The SEC’s action has served to curb the abuse of pro forma earnings measures, but it does little to standardize the measures in use. Others, however, have proposed approaches to standardize the computation of pro forma earnings. For example: the rating agency Standard & Poor (S&P) has introduced a measure that it will use in its COMPUSTAT database, in its US equity indices, and in its financial statement analysis. It has denoted this measure as “core earnings”.

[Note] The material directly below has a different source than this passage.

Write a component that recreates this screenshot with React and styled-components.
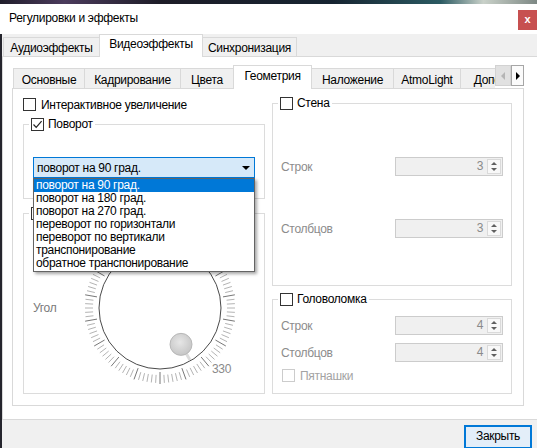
import React from "react";
import styled, { createGlobalStyle } from "styled-components";

const GlobalStyle = createGlobalStyle`
  html, body {
    margin: 0;
    padding: 0;
    background: #1b1b24;
  }
  body {
    font-family: "Liberation Sans", Arial, sans-serif;
    font-size: 12px;
    letter-spacing: -0.3px;
    color: #000;
  }
  * {
    box-sizing: border-box;
  }
`;

const Screen = styled.div`
  width: 537px;
  height: 448px;
  overflow: hidden;
  display: flex;
  flex-direction: column;
`;

const Desktop = styled.div`
  height: 4px;
  flex: none;
  background: linear-gradient(
    90deg,
    #201d2b 0%,
    #4b3b5c 12%,
    #1d1c27 30%,
    #162431 62%,
    #2b5a62 82%,
    #c9d1c9 90%,
    #7d8884 100%
  );
`;

const TitleBar = styled.div`
  height: 30px;
  flex: none;
  background: #fff;
  display: flex;
  align-items: flex-start;
  padding-left: 9px;
`;

const Title = styled.div`
  line-height: 28px;
`;

const CloseButton = styled.div`
  margin-left: auto;
  margin-top: 6px;
  width: 19px;
  height: 20px;
  background: #c75050;
  color: #fff;
  font-size: 11px;
  font-weight: bold;
  line-height: 18px;
  text-align: center;
`;

const Body = styled.div`
  flex: 1;
  background: #f0f0f0;
  border-left: 2px solid #25252d;
  display: flex;
  flex-direction: column;
`;

const TabBar = styled.div`
  height: ${(p) => p.$h}px;
  margin-bottom: -1px;
  padding-left: 1px;
  display: flex;
  align-items: flex-end;
  flex: none;
`;

const TabTrack = styled.div`
  flex: 1;
  height: 100%;
  overflow: hidden;
  display: flex;
  align-items: flex-end;
`;

const Tab = styled.div`
  flex: none;
  width: ${(p) => p.$w}px;
  height: ${(p) => (p.$active ? p.$h : p.$h - 3)}px;
  margin-left: -1px;
  border: 1px solid #d9d9d9;
  border-bottom: none;
  background: ${(p) => (p.$active ? "#fff" : "#f0f0f0")};
  position: ${(p) => (p.$active ? "relative" : "static")};
  z-index: ${(p) => (p.$active ? 1 : "auto")};
  text-align: center;
  white-space: nowrap;
  line-height: ${(p) => (p.$active ? p.$h - 4 : p.$h - 2)}px;
  &:first-child {
    margin-left: 0;
  }
`;

const Scroller = styled.div`
  align-self: flex-start;
  display: flex;
  height: 21px;
  flex: none;
`;

const ScrollButton = styled.div`
  width: ${(p) => p.$w}px;
  height: 21px;
  display: flex;
  align-items: center;
  justify-content: center;
  background: ${(p) => (p.$enabled ? "#fbfbfb" : "#e1e1e1")};
  border: 1px solid ${(p) => (p.$enabled ? "#a6a6a6" : "#d2d2d2")};
`;

const OuterPane = styled.div`
  height: 364px;
  flex: none;
  background: #fff;
  border: 1px solid #d9d9d9;
  border-right: none;
  padding: 8px 13px 13px 9px;
  display: flex;
  flex-direction: column;
`;

const InnerPane = styled.div`
  flex: 1;
  background: #fff;
  border: 1px solid #d9d9d9;
  padding: 8px 10px 11px 10px;
  display: flex;
`;

const Columns = styled.div`
  flex: 1;
  display: grid;
  grid-template-columns: 242px 240px;
  column-gap: 7px;
`;

const Column = styled.div`
  display: flex;
  flex-direction: column;
  min-height: 0;
`;

const CheckRow = styled.label`
  height: 15px;
  display: flex;
  align-items: center;
  gap: ${(p) => p.$gap || 5}px;
  margin-left: ${(p) => p.$indent || 0}px;
  margin-top: ${(p) => p.$top || 0}px;
  color: ${(p) => (p.$disabled ? "#a3a3a3" : "#000")};
  flex: none;
`;

const Box = styled.span`
  width: 13px;
  height: 13px;
  flex: none;
  border: 1px solid ${(p) => (p.$disabled ? "#cccccc" : "#333")};
  background: #fff;
  display: flex;
  align-items: center;
  justify-content: center;
`;

const Group = styled.fieldset`
  margin: ${(p) => p.$top || 0}px 0 0 0;
  padding: 0 8px ${(p) => p.$bottom || 0}px 8px;
  border: 1px solid #dcdcdc;
  min-width: 0;
  display: flex;
  flex-direction: column;
  flex: ${(p) => (p.$grow ? "1" : "none")};
  height: ${(p) => (p.$height ? `${p.$height}px` : "auto")};
`;

const Legend = styled.legend`
  padding: 0 2px;
  margin-left: -3px;
  height: 13px;
  line-height: 13px;
  display: flex;
  align-items: center;
  gap: 4px;
`;

const ComboWrap = styled.div`
  position: relative;
  margin: 26px 1px 0 1px;
`;

const Combo = styled.div`
  height: 21px;
  border: 1px solid #0078d7;
  background: #d6e9f9;
  padding-left: 3px;
  display: flex;
  align-items: center;
  justify-content: space-between;
  padding-right: 4px;
`;

const DropList = styled.div`
  position: absolute;
  top: 100%;
  left: 0;
  width: 222px;
  background: #fff;
  border: 1px solid #646464;
  box-shadow: 2px 2px 3px rgba(0, 0, 0, 0.35);
  z-index: 5;
  padding-bottom: 1px;
`;

const DropItem = styled.div`
  height: 13px;
  line-height: 13px;
  padding-left: 2px;
  white-space: nowrap;
  background: ${(p) => (p.$selected ? "#0078d7" : "transparent")};
  color: ${(p) => (p.$selected ? "#fff" : "#000")};
`;

const DialRow = styled.div`
  margin-top: 8px;
  padding-left: 1px;
  display: flex;
  align-items: center;
`;

const DialLabel = styled.div`
  width: 47px;
  flex: none;
  color: #7a7a7a;
`;

const GroupBody = styled.div`
  display: flex;
  flex-direction: column;
  gap: ${(p) => p.$gap || 0}px;
  padding-top: ${(p) => p.$pt || 0}px;
`;

const SpinRow = styled.div`
  height: 19px;
  display: flex;
  align-items: center;
  justify-content: space-between;
  color: #8c8c8c;
  flex: none;
`;

const Spin = styled.div`
  width: 108px;
  height: 19px;
  border: 1px solid #cccccc;
  background: #f0f0f0;
  display: flex;
  align-items: stretch;
`;

const SpinValue = styled.div`
  flex: 1;
  text-align: right;
  padding-right: 4px;
  line-height: 17px;
  color: #8a8a8a;
`;

const SpinArrows = styled.div`
  width: 14px;
  margin: 1px 1px 1px 0;
  border: 1px solid #dadada;
  background: #f8f8f8;
  display: flex;
  flex-direction: column;
  align-items: center;
  justify-content: space-evenly;
`;

const Footer = styled.div`
  flex: 1;
  display: flex;
  justify-content: flex-end;
  align-items: flex-start;
  padding: 5px 5px 0 0;
`;

const Button = styled.div`
  width: 68px;
  height: 24px;
  border: 1px solid #0078d7;
  box-shadow: inset 0 0 0 1px #0078d7;
  background: #e3eef9;
  text-align: center;
  line-height: 21px;
`;

const Check = ({ checked, disabled }) => (
  <Box $disabled={disabled}>
    {checked && (
      <svg width="11" height="11" viewBox="0 0 11 11">
        <path d="M1.5 5.5 L4.2 8.3 L9.6 2.2" fill="none" stroke="#222" strokeWidth="1.2" />
      </svg>
    )}
  </Box>
);

const Triangle = ({ dir, color, w = 5, h = 7 }) => (
  <svg width={w} height={h} viewBox={`0 0 ${w} ${h}`}>
    {dir === "left" && <polygon points={`${w},0 ${w},${h} 0,${h / 2}`} fill={color} />}
    {dir === "right" && <polygon points={`0,0 0,${h} ${w},${h / 2}`} fill={color} />}
    {dir === "up" && <polygon points={`0,${h} ${w},${h} ${w / 2},0`} fill={color} />}
    {dir === "down" && <polygon points={`0,0 ${w},0 ${w / 2},${h}`} fill={color} />}
  </svg>
);

const SpinBox = ({ value }) => (
  <Spin>
    <SpinValue>{value}</SpinValue>
    <SpinArrows>
      <Triangle dir="up" color="#606060" w={6} h={3} />
      <Triangle dir="down" color="#606060" w={6} h={3} />
    </SpinArrows>
  </Spin>
);

function Dial() {
  const cx = 80;
  const cy = 80;
  const ticks = [];
  for (let i = 0; i < 108; i++) {
    const a = ((i * 360) / 108) * (Math.PI / 180);
    const major = i % 6 === 0;
    const r1 = major ? 64 : 67;
    const r2 = major ? 76 : 75;
    const sx = Math.sin(a);
    const sy = Math.cos(a);
    ticks.push(
      <line
        key={i}
        x1={cx + sx * r1}
        y1={cy + sy * r1}
        x2={cx + sx * r2}
        y2={cy + sy * r2}
        stroke={major ? "#777" : "#b4b4b4"}
        strokeWidth="1"
      />
    );
  }
  const ka = (30 * Math.PI) / 180;
  const kx = cx + Math.sin(ka) * 42;
  const ky = cy + Math.cos(ka) * 42;
  return (
    <svg width="160" height="160" viewBox="0 0 160 160">
      <defs>
        <radialGradient id="knob" cx="45%" cy="40%" r="60%">
          <stop offset="0%" stopColor="#e6e6e6" />
          <stop offset="100%" stopColor="#c6c6c6" />
        </radialGradient>
      </defs>
      {ticks}
      <circle cx={cx} cy={cy} r="61" fill="#fff" stroke="#4a4a4a" strokeWidth="1" />
      <line
        x1={cx + Math.sin(ka) * 53}
        y1={cy + Math.cos(ka) * 53}
        x2={cx + Math.sin(ka) * 60}
        y2={cy + Math.cos(ka) * 60}
        stroke="#dcdcdc"
        strokeWidth="3"
      />
      <circle cx={kx} cy={ky} r="11" fill="url(#knob)" stroke="#b8b8b8" strokeWidth="1" />
      <text x="132" y="145" fontSize="12" fill="#8a8a8a" fontFamily="Liberation Sans, Arial, sans-serif">
        330
      </text>
    </svg>
  );
}

const outerTabs = [
  { label: "Аудиоэффекты", w: 97 },
  { label: "Видеоэффекты", w: 104, active: true },
  { label: "Синхронизация", w: 95 },
];

const innerTabs = [
  { label: "Основные", w: 72 },
  { label: "Кадрирование", w: 97 },
  { label: "Цвета", w: 54 },
  { label: "Геометрия", w: 79, active: true },
  { label: "Наложение", w: 83 },
  { label: "AtmoLight", w: 68 },
  { label: "Дополнительно", w: 110 },
];

const rotations = [
  "поворот на 90 град.",
  "поворот на 180 град.",
  "поворот на 270 град.",
  "переворот по горизонтали",
  "переворот по вертикали",
  "транспонирование",
  "обратное транспонирование",
];

export default function App() {
  return (
    <>
      <GlobalStyle />
      <Screen>
        <Desktop />
        <TitleBar>
          <Title>Регулировки и эффекты</Title>
          <CloseButton>x</CloseButton>
        </TitleBar>
        <Body>
          <TabBar $h={23}>
            {outerTabs.map((t) => (
              <Tab key={t.label} $w={t.w} $h={23} $active={t.active}>
                {t.label}
              </Tab>
            ))}
          </TabBar>
          <OuterPane>
            <TabBar $h={24}>
              <TabTrack>
                {innerTabs.map((t) => (
                  <Tab key={t.label} $w={t.w} $h={24} $active={t.active}>
                    {t.label}
                  </Tab>
                ))}
              </TabTrack>
              <Scroller>
                <ScrollButton $w={16}>
                  <Triangle dir="left" color="#b5b5b5" w={4} h={8} />
                </ScrollButton>
                <ScrollButton $w={13} $enabled>
                  <Triangle dir="right" color="#000" w={4} h={8} />
                </ScrollButton>
              </Scroller>
            </TabBar>
            <InnerPane>
              <Columns>
                <Column>
                  <CheckRow>
                    <Check />
                    Интерактивное увеличение
                  </CheckRow>
                  <Group $top={6} $bottom={20}>
                    <Legend>
                      <Check checked />
                      Поворот
                    </Legend>
                    <ComboWrap>
                      <Combo>
                        <span>поворот на 90 град.</span>
                        <Triangle dir="down" color="#000" w={8} h={4} />
                      </Combo>
                      <DropList>
                        {rotations.map((r, i) => (
                          <DropItem key={r} $selected={i === 0}>
                            {r}
                          </DropItem>
                        ))}
                      </DropList>
                    </ComboWrap>
                  </Group>
                  <Group $top={8} $grow>
                    <Legend>
                      <Check />
                    </Legend>
                    <DialRow>
                      <DialLabel>Угол</DialLabel>
                      <Dial />
                    </DialRow>
                  </Group>
                </Column>
                <Column>
                  <Group $height={189}>
                    <Legend>
                      <Check />
                      Стена
                    </Legend>
                    <GroupBody $pt={47} $gap={43}>
                      <SpinRow>
                        Строк
                        <SpinBox value="3" />
                      </SpinRow>
                      <SpinRow>
                        Столбцов
                        <SpinBox value="3" />
                      </SpinRow>
                    </GroupBody>
                  </Group>
                  <Group $top={7} $grow>
                    <Legend>
                      <Check />
                      Головоломка
                    </Legend>
                    <GroupBody $pt={10} $gap={8}>
                      <SpinRow>
                        Строк
                        <SpinBox value="4" />
                      </SpinRow>
                      <SpinRow>
                        Столбцов
                        <SpinBox value="4" />
                      </SpinRow>
                      <CheckRow $disabled $indent={1} $top={-2}>
                        <Check disabled />
                        Пятнашки
                      </CheckRow>
                    </GroupBody>
                  </Group>
                </Column>
              </Columns>
            </InnerPane>
          </OuterPane>
          <Footer>
            <Button>Закрыть</Button>
          </Footer>
        </Body>
      </Screen>
    </>
  );
}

S&P defines core earnings as net income, as defined by GAAP, specifically including these items:
- Employee stock option grant expenses
- Restructuring charges from ongoing operations
- Write-downs of depreciable or amortizable operating assets
- Pension costs
- Purchased research and development
And specifically excluding these items:
- Discontinued operations
- Extraordinary items
- Impairment of goodwill charges
- Gains and losses from asset sales
- Pension gains
- Unrealized gains and losses from hedging activities
- Merger and acquisition fees
- Litigation settlements
S&P’s definition may help investors and also serve to reverse, or at least constrain, the expanding use of subjectively defined, alternative income measures. Although there may be a demand for a performance measure other than net income or comprehensive income, such a measure will not be useful unless it is standardized so that comparisons can be confidently made among different entities or within the same entity over time.
The FASB’s Financial Statement Presentation project (originally, Reporting Financial Performance) may eventually serve to further reduce the abuses inherent in the use of alternative measures of performance commonly known as “pro forma”.